It seems that markets' attempts to extend growth begin to fail amid hopes that a slowdown in US inflation may urge the Federal Reserve to reduce the pace of tightening.
What is the reason behind negative sentiment in markets?
Investors seem tired of the strong influence that comes from a prolonged bear market, which has lasted for more than a year, and are looking for any excuse to buy shares. Unfortunately, the stance of some Fed members does not allow them to relax as it indicates that the regulator has strong advocates for further aggressive tightening. This factor is still weighing on markets.
The interest rate forecast made by the chief of the Federal Reserve Bank of St. Louis, James Bullard, on Thursday, caused concern in the market. He emphasized the need for hiking rates further as all the moves that had been done before had only a limited impact on inflation. In the wake of the disappointing earnings season, his words had a bombshell effect. He said that interest rates should be raised to 5.00-5.25% at least. In other words, the Federal Reserve's decision on interest rates will not be based on the latest inflation data. The regulator is committed to bringing inflation to the 2% target. This means we may see another 0.75% rate increase in December, and the dynamic of federal fund futures, which illustrates such a possibility, confirms that. It remains to be seen how things will unfold. However, the hawkish stance of some Fed officials has somewhat shattered optimism in the market.

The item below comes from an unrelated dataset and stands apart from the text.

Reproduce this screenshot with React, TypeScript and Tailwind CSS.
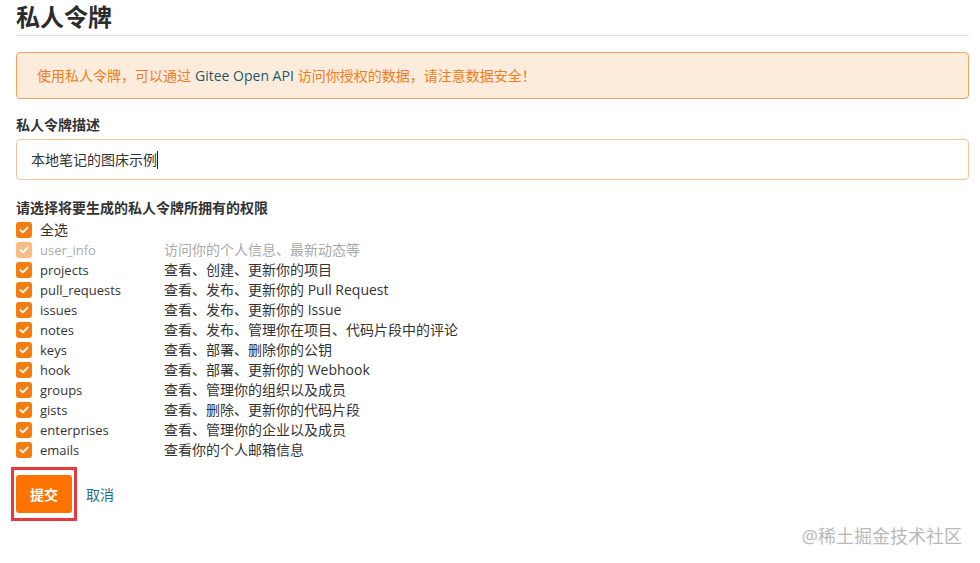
import React from "react";

const perms = [
  { name: "全选", desc: "", all: true },
  { name: "user_info", desc: "访问你的个人信息、最新动态等", disabled: true },
  { name: "projects", desc: "查看、创建、更新你的项目" },
  { name: "pull_requests", desc: "查看、发布、更新你的 Pull Request" },
  { name: "issues", desc: "查看、发布、更新你的 Issue" },
  { name: "notes", desc: "查看、发布、管理你在项目、代码片段中的评论" },
  { name: "keys", desc: "查看、部署、删除你的公钥" },
  { name: "hook", desc: "查看、部署、更新你的 Webhook" },
  { name: "groups", desc: "查看、管理你的组织以及成员" },
  { name: "gists", desc: "查看、删除、更新你的代码片段" },
  { name: "enterprises", desc: "查看、管理你的企业以及成员" },
  { name: "emails", desc: "查看你的个人邮箱信息" },
];

function CheckBox({ faded }: { faded?: boolean }) {
  return (
    <span
      className={`w-4 h-4 rounded-[3px] flex items-center justify-center shrink-0 ${
        faded ? "bg-[#f8bd85]" : "bg-[#f57c0f]"
      }`}
    >
      <svg viewBox="0 0 16 16" className="w-3 h-3" fill="none">
        <path d="M3.2 8.2 6.5 11.2 12.8 4.8" stroke="white" strokeWidth="2.6" strokeLinecap="round" strokeLinejoin="round" />
      </svg>
    </span>
  );
}

export default function App() {
  return (
    <div
      className="relative w-[980px] h-[563px] bg-white text-[#333] overflow-hidden pl-4 pr-[11px]"
      style={{ fontFamily: '"Open Sans", "Noto Sans CJK SC", sans-serif' }}
    >
      <div className="border-b border-[#e3e3e3] h-[36px] flex items-start">
        <h1 className="text-[24px] leading-[33px] font-bold text-[#2c2c2c]">私人令牌</h1>
      </div>

      <div className="mt-4 h-[47px] rounded-[4px] border border-[#efa464] bg-[#fdecdc] flex items-center pl-5 text-[14px] text-[#ef7c24]">
        使用私人令牌，可以通过 <span className="text-[#25586a] mx-1">Gitee Open API</span> 访问你授权的数据，请注意数据安全！
      </div>

      <div className="mt-[16px] text-[14px] font-bold leading-[20px] text-[#333]">私人令牌描述</div>
      <div className="mt-[4px] h-[41px] rounded-[4px] border border-[#f4c697] flex items-center pl-[14px] text-[14px] text-[#333]">
        本地笔记的图床示例
        <span className="inline-block w-px h-[18px] bg-[#222]" />
      </div>

      <div className="mt-[18px] text-[14px] font-bold leading-[20px] text-[#333]">请选择将要生成的私人令牌所拥有的权限</div>
      <div className="mt-[2px] flex flex-col">
        {perms.map((p) => (
          <div key={p.name} className="h-5 flex items-center leading-[20px]">
            <CheckBox faded={p.disabled} />
            <span className={`ml-2 w-[124px] ${p.all ? "text-[14px]" : "text-[13px]"} ${p.disabled ? "text-[#aaa]" : "text-[#333]"}`}>
              {p.name}
            </span>
            <span className={`text-[14px] ${p.disabled ? "text-[#aaa]" : "text-[#333]"}`}>{p.desc}</span>
          </div>
        ))}
      </div>

      <div className="mt-[7px] flex items-center">
        <div className="-ml-[5px] border-[3px] border-[#e5383f] px-[2px] py-[5px]">
          <button className="w-[56px] h-[38px] rounded-[3px] bg-[#fe7300] text-white text-[14px] font-bold">提交</button>
        </div>
        <a className="ml-[9px] text-[14px] text-[#1f6d8c]">取消</a>
      </div>

      <div className="absolute right-[18px] top-[523px] text-[18px] text-[#b9b9b9]">@稀土掘金技术社区</div>
    </div>
  );
}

In lite of increased uncertainty, the market is unable to achieve a consensus on what to expect. Therefore, there are risks of turbulence in the stock and commodity markets. Meanwhile, foreign exchange markets are likely to show no movement at all.
As for the USD pairs and the commodity market, there is a high probability of a sideways trend. The equity market is expected to trade under the influence of earnings reports as well as news and macroeconomic statistics.
Daily outlook:
GBP/USD
The pair is trading in the range of 1.1740-1.1920. If the price goes above 1.1920, there is a possibility of growth to 1.2020.
USD/JPY
The pair is consolidating in the range of 138.50-140.75. It is highly likely to remain within this range today. However, should negative sentiment on markets prevail again, the pair may leave the range and fall to 137.60.